Dass weder der Bundespräsident als Oberbefehlshaber des Bundesheeres noch die Bundesländer als Betroffene von Kasernenschließungen über die Heeres-Pläne in Kenntnis gesetzt wurden, stößt der SPÖ sauer auf. "Den Oberbefehlshaber des Bundesheers einfach zu ignorieren und politisch außen vor zu lassen, ist eine Desavouierung, die ihresgleichen sucht", kritisierte Laimer.

Die FPÖ ist der Meinung, Verteidigungsministerin Tanner sei nach den Diskussionen der vergangenen Tage "in diesem Amt nicht mehr tragbar" und müsse "sofort zurücktreten". Diese Forderung versah Generalsekretär Schnedlitz mit der Kritik, Tanner sei "im Bereich der Verteidigungspolitik völlig inkompetent und nur eingesetzt worden, um die Befehle der Kurz-Truppe willfährig zu befolgen". Schnedlitz vermutet, dass die "ÖVP als Ziel die Vernichtung des österreichischen Bundesheeres hat und damit unsere Neutralität opfert", wie er per Aussendung mitteilte.

Die NEOS haben unterdessen den Eindruck gewonnen, Tanner gehe es weniger um eine Bundesheerreform und mehr um ein Ablenkungsmanöver von für die ÖVP unangenehme Themen, etwa im Ibiza-U-Ausschuss. "Anstatt dem Heer, der Opposition und den Bürgerinnen und Bürgern permanent über die Medien Stehsätze auszurichten, sollte Tanner einen echten Reformprozess anregen", forderte NEOS-Verteidigungssprecher Douglas Hoyos am Samstag per Aussendung.

Im Ö1-"Journal zu Gast" verteidigte Tanner am Samstag ihre Pläne.
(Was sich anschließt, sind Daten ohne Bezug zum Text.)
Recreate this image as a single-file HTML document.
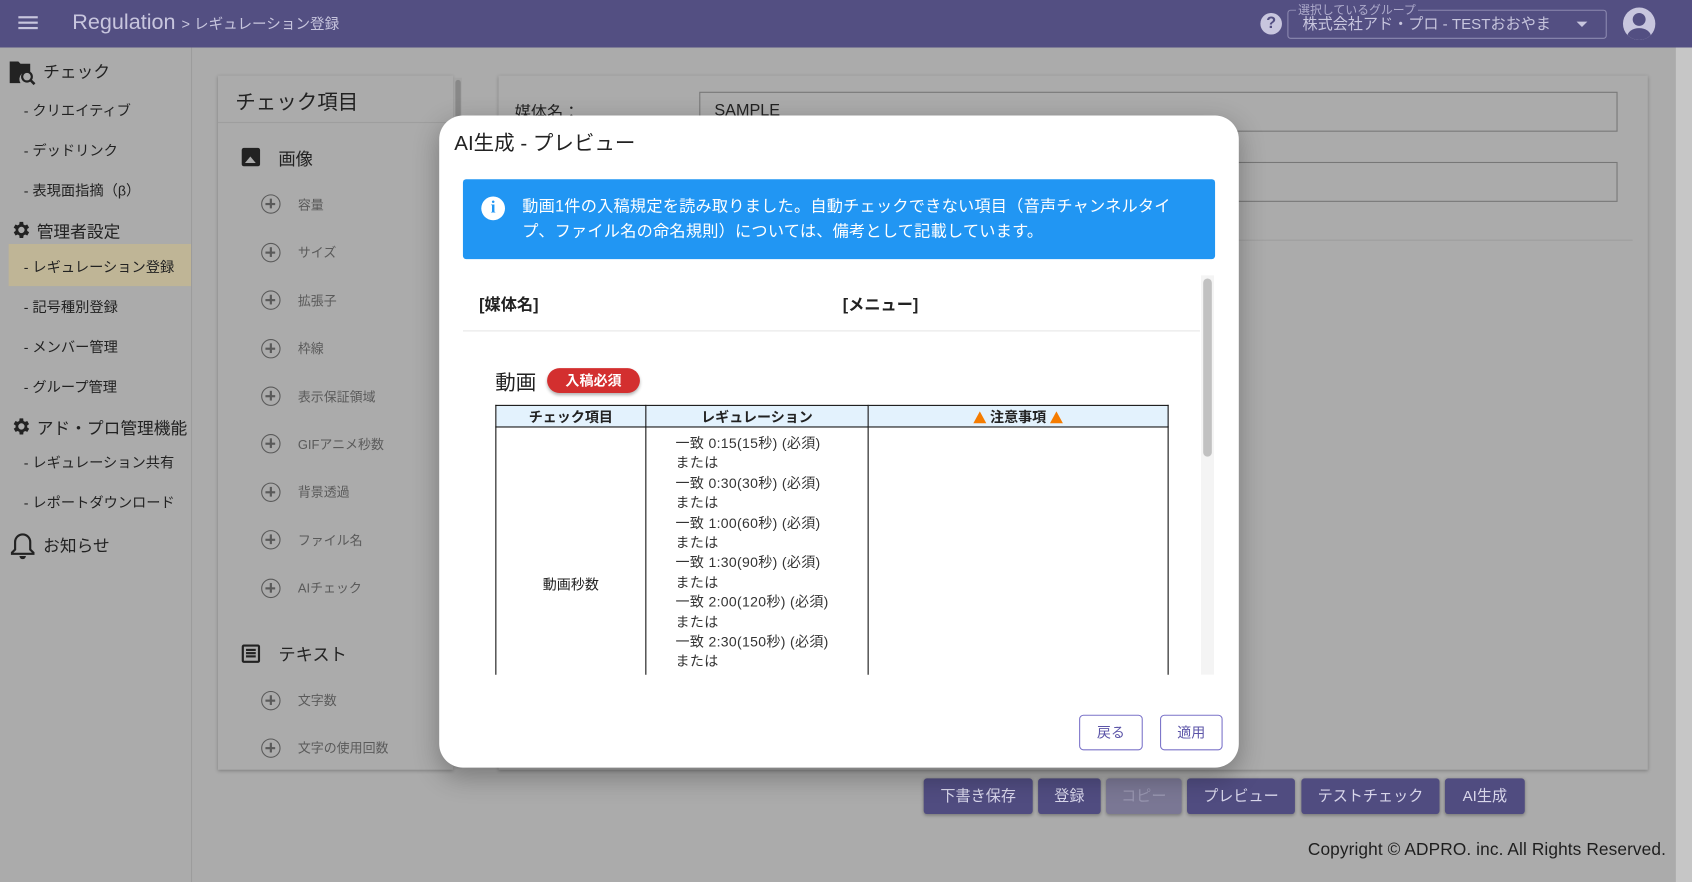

Neben dem "Verdichtungsprogramm" bei Kasernen in Wien und weiteren Zusammenlegungen von veralteten Kasernen in den Bundesländern gebe es nämlich auch Investitionen in Neubauten, sagte sie. Die militärische Landesverteidigung bleibe "selbstverständlich Kernaufgabe" des Bundesheeres, sagte Tanner weiter und widersprach damit Informationen aus einem Hintergrundgespräch ihres Kabinetts. "Wir sind am Beginn eines Reformprozesses", betonte die Ministerin zum wiederholten Mal und zu diesem Reformprozess gehöre auch eine "Straffung der Strukturen".